The user's session was deemed insufficient AAL for the action they tried. Not really a "failed sign-in" — counted in the same category for monitoring purposes.

Spike pattern: usually correlates with a policy change tightening step-up. Verify in the audit log.

Check what else happened in the same window:

  • admin.policy_updated — did someone change something?
  • security.threat_feed_refreshed — did a feed update broaden the blocked set?
  • federation.metadata_refreshed — did an external IdP rotate certs (which may have temporarily broken sign-ins)?

If yes to any: did the timing match the spike? If yes, that's likely the cause.

Sometimes the audit log lies (or doesn't capture everything). Sign in as a test user; walk through the sign-in. If sign-in fails for YOU, the issue is system-wide (something's broken).

Quick to do: 30 seconds. Confirms or refutes "is sign-in actually broken right now?"

Most spikes resolve in one of three ways:

  • A real user-side issue → help the affected user(s) directly; document the case; consider whether to adjust policy.
  • A platform / integration issue → fix the integration (the IdP cert, the SMTP, the captcha provider); communicate the resolution.
  • A misconfiguration → roll back the offending change; document the lesson; tighten the change-review process.

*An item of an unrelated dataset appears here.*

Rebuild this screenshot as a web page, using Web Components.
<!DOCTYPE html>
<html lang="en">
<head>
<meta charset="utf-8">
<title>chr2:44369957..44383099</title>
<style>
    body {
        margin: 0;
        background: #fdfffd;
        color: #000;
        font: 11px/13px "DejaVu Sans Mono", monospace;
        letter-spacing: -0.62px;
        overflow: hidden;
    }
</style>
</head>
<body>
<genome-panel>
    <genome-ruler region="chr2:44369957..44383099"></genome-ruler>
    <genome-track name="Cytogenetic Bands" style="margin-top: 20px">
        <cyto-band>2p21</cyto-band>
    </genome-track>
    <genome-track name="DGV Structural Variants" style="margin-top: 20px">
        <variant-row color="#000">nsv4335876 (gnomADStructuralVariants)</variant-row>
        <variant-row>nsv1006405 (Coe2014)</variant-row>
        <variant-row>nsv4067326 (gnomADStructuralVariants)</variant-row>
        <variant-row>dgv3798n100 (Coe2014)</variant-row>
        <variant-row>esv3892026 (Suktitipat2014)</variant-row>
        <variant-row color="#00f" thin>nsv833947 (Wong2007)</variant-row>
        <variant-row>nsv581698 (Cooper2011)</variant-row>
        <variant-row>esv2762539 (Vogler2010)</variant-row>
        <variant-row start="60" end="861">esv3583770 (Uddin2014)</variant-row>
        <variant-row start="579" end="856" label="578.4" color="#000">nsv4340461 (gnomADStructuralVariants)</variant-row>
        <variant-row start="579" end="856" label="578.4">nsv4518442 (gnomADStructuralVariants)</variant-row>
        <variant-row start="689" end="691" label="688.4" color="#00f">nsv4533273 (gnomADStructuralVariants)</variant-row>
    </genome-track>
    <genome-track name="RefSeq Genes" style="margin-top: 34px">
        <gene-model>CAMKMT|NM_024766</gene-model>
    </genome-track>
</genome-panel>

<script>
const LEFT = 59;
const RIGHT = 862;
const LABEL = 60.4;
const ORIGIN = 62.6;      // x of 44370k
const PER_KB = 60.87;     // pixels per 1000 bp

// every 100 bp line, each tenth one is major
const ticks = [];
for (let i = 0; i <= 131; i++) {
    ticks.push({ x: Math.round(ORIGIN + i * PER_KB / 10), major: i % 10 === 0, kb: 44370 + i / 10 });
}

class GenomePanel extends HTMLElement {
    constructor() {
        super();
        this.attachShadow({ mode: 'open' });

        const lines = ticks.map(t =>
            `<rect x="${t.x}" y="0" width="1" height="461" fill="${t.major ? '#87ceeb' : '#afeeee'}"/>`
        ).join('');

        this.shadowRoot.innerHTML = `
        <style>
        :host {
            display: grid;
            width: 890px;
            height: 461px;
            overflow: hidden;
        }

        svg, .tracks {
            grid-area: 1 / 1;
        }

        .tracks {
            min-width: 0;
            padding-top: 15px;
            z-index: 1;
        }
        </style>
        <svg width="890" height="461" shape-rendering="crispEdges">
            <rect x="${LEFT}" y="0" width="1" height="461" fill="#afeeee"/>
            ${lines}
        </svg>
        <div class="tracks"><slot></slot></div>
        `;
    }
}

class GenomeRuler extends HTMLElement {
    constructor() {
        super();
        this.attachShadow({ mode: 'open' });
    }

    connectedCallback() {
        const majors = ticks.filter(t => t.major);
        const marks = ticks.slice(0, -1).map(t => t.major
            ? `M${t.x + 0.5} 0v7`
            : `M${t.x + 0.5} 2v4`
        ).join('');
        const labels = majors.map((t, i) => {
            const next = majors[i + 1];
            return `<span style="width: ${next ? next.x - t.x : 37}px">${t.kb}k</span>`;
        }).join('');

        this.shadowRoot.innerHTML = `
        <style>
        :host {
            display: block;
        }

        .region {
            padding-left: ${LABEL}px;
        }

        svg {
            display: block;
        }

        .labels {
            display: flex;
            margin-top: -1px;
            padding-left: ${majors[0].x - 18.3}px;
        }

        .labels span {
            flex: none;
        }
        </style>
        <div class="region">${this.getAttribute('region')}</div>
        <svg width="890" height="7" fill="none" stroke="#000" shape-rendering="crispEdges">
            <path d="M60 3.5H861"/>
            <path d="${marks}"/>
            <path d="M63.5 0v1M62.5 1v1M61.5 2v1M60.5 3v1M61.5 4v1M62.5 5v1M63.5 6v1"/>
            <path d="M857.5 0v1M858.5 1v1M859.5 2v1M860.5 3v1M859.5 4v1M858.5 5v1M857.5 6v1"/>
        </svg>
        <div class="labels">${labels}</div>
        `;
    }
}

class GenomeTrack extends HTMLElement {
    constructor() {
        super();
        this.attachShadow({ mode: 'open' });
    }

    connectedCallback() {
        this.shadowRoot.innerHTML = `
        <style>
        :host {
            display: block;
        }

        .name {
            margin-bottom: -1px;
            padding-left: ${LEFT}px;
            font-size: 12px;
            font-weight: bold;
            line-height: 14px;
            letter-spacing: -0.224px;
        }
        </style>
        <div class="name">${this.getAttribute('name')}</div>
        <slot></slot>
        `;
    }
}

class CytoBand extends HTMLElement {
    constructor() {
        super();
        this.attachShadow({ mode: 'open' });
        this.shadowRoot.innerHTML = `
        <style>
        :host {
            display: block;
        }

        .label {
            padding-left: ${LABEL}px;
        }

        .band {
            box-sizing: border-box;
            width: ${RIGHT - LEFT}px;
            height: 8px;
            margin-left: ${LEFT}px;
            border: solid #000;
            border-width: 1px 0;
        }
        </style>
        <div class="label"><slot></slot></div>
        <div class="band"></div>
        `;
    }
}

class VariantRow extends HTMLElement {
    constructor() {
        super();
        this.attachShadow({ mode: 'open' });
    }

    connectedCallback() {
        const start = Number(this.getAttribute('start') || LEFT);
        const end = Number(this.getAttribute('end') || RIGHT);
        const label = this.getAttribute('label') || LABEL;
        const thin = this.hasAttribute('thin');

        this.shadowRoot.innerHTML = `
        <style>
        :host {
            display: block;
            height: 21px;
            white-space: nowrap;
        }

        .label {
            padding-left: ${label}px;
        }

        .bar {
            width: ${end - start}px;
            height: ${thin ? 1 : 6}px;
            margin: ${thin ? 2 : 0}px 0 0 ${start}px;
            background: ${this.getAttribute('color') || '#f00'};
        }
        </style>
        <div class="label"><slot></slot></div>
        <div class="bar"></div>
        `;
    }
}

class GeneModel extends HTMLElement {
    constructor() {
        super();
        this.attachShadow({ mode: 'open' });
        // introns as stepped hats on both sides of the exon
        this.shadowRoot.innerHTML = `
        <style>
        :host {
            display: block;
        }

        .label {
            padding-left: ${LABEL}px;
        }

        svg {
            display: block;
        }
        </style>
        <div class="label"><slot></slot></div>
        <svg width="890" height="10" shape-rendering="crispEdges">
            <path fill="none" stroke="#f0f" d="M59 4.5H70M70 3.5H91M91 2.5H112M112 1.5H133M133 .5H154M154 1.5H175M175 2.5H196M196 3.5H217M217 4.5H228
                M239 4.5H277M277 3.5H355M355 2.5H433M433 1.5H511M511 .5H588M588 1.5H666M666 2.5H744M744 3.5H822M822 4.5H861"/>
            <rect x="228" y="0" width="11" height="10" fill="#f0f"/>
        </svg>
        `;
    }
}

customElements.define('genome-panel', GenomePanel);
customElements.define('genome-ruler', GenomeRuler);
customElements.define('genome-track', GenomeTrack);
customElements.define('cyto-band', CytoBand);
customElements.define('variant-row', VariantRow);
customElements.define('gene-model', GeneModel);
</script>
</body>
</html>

Escalate to the platform team (your IntelliAuth platform admin or support contact) when:

  • All users are failing across all applications (system-wide auth outage).
  • The audit log itself shows gaps or missing events (something's broken on the platform side).
  • The error code is unfamiliar — check the error code index first; if still unfamiliar, escalate.

Don't escalate for routine causes (one user forgot their password). Manage those at the support level.

After resolving:

  • Document what you found and how you fixed it. Even small incidents benefit from a paragraph in your team's wiki.
  • If a policy change caused the spike, decide whether to roll it back or tighten the change-review process.
  • If a user reported the issue, follow up to confirm resolution.
  • If the cause is recurring (same root cause as last month), invest in prevention — automate the alert, write a per-cause runbook, etc.

The Dashboard's "Sign-in failure rate over time" chart is the long-view; a spike worth investigating today should leave a visible signal that you can reference when patterns recur.